(Interface markup and scripts)

..........

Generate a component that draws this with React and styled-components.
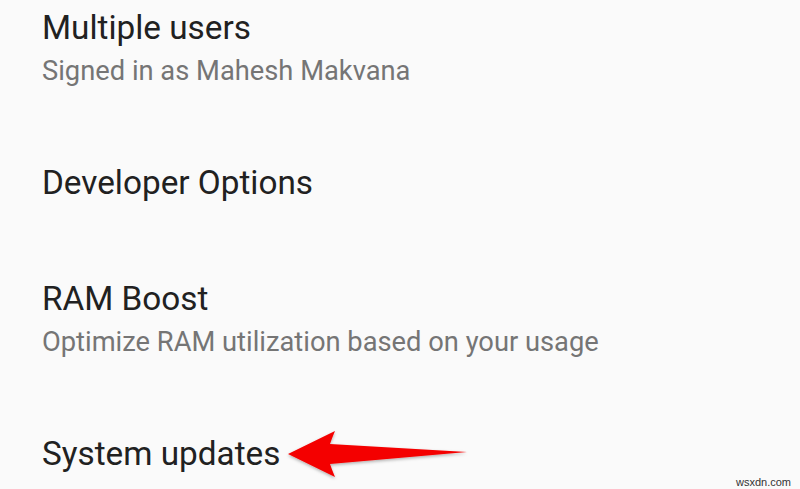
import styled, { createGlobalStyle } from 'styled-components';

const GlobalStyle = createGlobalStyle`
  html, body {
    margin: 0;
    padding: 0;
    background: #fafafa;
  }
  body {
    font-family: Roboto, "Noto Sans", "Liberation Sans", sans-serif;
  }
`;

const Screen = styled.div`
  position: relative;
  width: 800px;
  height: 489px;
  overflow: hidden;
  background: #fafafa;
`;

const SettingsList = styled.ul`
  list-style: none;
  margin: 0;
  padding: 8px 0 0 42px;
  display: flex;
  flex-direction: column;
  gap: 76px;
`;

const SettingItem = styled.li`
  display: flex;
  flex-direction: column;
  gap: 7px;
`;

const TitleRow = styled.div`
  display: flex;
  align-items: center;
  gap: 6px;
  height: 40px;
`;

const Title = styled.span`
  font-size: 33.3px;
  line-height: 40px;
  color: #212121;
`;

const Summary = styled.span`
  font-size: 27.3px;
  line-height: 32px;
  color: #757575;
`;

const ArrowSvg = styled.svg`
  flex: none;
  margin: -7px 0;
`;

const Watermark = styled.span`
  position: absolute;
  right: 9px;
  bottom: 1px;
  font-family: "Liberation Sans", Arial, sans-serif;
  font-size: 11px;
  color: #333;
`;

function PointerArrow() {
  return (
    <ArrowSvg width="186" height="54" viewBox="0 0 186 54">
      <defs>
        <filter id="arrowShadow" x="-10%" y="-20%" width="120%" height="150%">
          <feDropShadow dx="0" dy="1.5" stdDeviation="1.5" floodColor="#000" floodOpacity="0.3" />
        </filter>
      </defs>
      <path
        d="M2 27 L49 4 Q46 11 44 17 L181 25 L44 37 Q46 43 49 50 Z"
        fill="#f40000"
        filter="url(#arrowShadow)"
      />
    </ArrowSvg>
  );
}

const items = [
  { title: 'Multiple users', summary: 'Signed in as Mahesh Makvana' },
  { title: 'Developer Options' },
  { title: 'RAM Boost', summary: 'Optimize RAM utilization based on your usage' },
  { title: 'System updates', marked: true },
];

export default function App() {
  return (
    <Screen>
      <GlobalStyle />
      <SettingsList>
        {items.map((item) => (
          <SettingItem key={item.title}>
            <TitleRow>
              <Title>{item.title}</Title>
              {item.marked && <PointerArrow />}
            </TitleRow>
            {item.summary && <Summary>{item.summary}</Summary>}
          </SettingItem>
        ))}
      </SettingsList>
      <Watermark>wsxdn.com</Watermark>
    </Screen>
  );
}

..........

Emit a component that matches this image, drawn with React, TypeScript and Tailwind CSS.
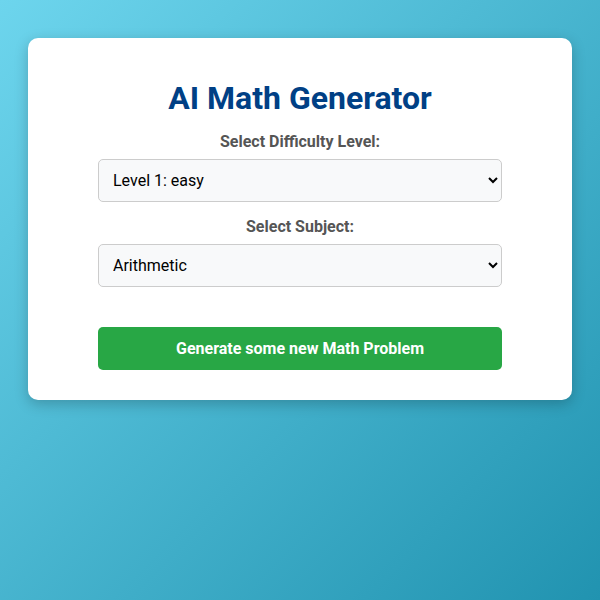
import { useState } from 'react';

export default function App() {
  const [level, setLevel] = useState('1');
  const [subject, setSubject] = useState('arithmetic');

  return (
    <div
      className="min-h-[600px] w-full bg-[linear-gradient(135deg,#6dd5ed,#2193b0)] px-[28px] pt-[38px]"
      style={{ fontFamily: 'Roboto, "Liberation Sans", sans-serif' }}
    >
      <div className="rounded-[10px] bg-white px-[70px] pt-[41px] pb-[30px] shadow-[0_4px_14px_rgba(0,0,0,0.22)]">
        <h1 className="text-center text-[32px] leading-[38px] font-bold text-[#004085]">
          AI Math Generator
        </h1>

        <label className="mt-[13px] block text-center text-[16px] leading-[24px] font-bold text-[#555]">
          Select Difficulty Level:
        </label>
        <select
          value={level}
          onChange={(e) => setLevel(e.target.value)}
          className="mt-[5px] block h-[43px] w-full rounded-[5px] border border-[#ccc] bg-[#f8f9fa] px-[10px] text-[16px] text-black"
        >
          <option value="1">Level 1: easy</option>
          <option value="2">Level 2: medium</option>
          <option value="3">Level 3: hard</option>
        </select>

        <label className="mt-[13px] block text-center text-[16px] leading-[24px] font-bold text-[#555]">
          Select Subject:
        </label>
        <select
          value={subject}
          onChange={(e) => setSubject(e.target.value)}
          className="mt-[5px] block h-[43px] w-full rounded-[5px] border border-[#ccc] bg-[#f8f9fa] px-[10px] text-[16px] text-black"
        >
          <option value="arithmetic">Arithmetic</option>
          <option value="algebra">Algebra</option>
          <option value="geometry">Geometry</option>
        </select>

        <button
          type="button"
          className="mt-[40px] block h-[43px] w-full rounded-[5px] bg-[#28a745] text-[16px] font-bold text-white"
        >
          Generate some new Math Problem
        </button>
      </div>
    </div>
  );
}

..........

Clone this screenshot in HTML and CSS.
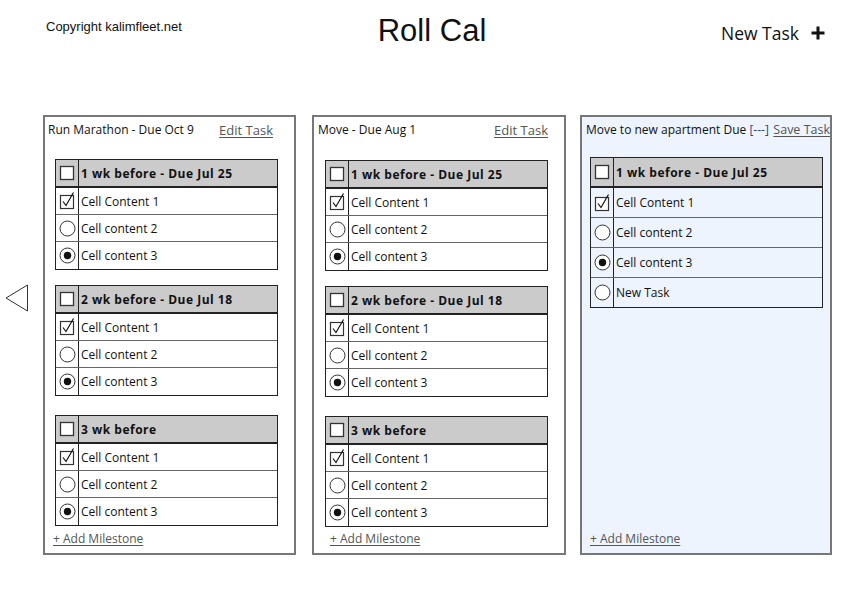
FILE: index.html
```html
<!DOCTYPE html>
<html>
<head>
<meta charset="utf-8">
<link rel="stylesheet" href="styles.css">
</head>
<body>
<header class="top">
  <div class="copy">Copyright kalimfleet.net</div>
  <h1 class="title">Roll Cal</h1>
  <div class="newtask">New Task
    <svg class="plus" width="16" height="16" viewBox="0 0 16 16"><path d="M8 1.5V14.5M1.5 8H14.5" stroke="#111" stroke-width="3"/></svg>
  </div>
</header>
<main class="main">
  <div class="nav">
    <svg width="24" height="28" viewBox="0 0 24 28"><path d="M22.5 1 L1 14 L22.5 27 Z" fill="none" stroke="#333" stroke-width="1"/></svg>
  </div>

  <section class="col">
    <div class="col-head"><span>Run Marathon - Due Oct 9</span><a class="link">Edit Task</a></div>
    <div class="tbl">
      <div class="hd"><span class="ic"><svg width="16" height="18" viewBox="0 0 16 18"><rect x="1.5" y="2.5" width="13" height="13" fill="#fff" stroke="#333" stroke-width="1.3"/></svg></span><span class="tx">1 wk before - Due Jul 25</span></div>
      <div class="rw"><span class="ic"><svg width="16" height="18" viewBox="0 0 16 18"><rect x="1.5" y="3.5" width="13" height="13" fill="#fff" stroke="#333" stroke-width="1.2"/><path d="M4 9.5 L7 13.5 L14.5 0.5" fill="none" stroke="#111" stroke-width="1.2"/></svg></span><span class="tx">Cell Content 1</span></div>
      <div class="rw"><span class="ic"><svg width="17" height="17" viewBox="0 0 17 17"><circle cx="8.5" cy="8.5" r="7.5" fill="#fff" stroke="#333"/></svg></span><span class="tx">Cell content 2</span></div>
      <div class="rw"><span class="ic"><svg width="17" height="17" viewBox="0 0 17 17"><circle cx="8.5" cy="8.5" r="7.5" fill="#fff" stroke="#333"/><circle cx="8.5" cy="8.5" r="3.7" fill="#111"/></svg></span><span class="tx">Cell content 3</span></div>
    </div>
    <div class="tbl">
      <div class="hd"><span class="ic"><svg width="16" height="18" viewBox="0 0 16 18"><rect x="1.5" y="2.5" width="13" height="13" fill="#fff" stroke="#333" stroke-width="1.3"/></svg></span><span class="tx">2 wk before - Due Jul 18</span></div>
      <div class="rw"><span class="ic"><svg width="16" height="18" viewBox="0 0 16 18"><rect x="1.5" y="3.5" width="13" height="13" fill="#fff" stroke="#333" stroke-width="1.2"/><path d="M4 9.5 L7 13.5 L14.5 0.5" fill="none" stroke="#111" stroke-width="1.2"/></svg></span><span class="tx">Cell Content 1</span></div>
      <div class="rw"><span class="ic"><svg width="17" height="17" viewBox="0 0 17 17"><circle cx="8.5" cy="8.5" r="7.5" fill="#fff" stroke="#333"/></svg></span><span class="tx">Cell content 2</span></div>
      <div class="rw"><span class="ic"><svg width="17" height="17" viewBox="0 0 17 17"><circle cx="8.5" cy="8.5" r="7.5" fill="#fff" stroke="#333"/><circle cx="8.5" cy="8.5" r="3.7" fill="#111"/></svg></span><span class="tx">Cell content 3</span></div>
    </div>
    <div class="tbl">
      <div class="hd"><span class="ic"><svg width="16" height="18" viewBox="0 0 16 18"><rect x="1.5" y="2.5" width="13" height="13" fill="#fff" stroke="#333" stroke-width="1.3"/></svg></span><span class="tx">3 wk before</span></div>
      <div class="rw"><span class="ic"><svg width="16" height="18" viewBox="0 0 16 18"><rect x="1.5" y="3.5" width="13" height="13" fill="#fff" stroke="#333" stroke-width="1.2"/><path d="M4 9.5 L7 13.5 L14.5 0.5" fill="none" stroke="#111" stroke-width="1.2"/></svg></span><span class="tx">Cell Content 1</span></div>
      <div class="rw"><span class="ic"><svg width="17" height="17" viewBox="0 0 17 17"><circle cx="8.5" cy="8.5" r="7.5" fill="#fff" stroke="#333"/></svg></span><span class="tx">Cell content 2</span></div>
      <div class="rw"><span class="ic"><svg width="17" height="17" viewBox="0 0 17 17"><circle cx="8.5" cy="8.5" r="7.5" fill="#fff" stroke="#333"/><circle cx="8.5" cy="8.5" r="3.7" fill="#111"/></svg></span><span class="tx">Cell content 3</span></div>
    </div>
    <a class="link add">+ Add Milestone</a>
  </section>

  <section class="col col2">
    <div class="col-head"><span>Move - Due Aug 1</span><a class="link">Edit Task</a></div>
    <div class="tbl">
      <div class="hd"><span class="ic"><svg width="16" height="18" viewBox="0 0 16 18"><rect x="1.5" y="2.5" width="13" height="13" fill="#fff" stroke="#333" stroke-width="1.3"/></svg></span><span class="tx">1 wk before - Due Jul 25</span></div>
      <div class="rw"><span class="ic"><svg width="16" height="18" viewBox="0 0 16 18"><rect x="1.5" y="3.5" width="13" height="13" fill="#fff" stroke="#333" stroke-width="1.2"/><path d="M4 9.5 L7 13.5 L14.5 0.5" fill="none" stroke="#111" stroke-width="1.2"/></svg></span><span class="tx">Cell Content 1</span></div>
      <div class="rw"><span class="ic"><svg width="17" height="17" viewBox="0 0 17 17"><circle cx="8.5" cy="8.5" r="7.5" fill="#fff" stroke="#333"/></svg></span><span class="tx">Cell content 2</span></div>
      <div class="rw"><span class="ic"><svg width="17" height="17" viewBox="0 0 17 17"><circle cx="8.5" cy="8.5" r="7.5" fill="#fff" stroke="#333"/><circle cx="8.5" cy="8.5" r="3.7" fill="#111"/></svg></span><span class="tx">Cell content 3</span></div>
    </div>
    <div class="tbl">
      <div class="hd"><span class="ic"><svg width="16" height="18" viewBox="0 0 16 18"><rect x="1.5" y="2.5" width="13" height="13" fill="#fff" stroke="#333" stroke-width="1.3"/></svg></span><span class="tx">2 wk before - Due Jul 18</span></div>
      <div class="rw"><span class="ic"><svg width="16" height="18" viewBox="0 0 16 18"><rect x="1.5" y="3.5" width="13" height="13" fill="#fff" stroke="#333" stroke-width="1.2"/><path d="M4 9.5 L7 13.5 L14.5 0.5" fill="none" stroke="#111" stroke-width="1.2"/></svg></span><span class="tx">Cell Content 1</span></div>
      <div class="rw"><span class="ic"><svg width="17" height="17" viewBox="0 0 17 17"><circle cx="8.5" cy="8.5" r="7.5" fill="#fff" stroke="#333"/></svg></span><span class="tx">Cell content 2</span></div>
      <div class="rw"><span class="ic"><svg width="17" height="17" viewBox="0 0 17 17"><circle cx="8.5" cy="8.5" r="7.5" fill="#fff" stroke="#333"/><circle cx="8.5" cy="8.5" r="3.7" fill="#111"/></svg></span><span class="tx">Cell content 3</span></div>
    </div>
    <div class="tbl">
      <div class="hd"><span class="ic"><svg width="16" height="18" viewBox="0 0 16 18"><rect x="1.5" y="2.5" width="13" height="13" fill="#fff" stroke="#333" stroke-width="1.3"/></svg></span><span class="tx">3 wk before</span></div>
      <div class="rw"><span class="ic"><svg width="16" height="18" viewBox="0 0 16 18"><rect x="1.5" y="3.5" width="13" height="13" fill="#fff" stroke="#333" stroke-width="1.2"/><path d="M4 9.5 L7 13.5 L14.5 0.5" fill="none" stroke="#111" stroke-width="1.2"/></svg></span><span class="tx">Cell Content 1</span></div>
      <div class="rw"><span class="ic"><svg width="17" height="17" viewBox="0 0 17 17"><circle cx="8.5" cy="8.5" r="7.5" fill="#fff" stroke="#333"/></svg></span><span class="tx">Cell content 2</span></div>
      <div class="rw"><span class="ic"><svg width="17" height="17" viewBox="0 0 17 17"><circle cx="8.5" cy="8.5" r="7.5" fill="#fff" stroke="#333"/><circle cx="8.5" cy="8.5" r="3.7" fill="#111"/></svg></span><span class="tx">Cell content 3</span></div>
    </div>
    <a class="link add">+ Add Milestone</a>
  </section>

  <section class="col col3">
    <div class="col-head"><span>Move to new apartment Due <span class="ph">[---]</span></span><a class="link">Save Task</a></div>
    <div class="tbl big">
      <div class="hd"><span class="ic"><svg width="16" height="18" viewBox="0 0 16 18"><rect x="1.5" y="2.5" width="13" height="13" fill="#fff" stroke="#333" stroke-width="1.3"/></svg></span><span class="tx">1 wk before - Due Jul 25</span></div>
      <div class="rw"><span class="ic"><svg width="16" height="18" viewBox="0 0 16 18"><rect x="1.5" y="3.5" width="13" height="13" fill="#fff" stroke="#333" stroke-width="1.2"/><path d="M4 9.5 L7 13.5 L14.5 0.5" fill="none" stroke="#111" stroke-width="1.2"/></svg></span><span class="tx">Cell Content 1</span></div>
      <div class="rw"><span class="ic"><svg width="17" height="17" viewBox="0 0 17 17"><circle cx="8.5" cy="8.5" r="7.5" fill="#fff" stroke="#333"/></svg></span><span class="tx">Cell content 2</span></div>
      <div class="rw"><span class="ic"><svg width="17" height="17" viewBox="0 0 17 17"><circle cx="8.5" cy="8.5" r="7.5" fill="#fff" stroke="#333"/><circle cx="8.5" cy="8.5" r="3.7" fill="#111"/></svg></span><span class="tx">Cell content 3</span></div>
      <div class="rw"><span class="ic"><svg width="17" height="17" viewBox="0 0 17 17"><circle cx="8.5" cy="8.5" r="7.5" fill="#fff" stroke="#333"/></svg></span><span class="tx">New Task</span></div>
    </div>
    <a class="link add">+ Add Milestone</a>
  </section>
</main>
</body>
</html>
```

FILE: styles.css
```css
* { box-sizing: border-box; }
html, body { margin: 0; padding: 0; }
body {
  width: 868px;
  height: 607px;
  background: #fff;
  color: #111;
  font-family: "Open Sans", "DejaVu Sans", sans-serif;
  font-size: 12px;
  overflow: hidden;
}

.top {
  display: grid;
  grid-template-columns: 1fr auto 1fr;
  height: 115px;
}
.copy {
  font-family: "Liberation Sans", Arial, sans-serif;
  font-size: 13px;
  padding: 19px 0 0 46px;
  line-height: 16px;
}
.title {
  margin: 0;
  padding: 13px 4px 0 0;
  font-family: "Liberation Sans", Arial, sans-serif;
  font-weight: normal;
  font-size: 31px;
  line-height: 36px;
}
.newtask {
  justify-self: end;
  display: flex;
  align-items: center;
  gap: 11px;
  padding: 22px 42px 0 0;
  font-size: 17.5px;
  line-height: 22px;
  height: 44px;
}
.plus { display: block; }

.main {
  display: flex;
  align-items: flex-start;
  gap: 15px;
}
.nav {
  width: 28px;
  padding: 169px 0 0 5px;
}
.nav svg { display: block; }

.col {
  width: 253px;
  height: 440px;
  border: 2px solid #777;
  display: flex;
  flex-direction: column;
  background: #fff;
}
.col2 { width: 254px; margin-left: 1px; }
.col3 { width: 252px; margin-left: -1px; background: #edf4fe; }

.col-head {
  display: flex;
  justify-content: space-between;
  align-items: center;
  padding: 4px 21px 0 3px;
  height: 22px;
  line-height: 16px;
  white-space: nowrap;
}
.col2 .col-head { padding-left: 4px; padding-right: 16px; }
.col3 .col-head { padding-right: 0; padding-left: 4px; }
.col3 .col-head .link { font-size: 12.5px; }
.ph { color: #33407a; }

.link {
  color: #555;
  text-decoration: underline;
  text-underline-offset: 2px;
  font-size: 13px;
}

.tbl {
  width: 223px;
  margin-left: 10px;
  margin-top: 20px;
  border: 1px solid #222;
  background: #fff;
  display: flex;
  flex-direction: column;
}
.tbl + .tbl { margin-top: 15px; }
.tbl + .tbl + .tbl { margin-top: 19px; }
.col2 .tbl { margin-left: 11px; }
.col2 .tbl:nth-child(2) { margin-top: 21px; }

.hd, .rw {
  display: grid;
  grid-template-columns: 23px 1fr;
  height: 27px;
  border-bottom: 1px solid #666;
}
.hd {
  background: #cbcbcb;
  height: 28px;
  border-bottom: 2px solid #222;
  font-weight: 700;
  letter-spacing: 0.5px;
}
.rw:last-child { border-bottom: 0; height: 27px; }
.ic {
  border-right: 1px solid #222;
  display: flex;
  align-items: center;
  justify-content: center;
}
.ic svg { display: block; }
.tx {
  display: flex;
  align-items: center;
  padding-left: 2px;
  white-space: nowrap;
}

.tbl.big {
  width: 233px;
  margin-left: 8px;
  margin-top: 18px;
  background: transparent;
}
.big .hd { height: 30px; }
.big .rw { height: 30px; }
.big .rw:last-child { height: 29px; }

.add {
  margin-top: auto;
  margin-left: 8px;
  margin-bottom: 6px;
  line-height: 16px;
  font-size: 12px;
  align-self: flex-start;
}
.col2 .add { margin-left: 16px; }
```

..........

Short problem —
Pull out and copy each line containing the string "with".

Answer to this exercise —
Generate a component that draws this with React and styled-components.
Emit a component that matches this image, drawn with React, TypeScript and Tailwind CSS.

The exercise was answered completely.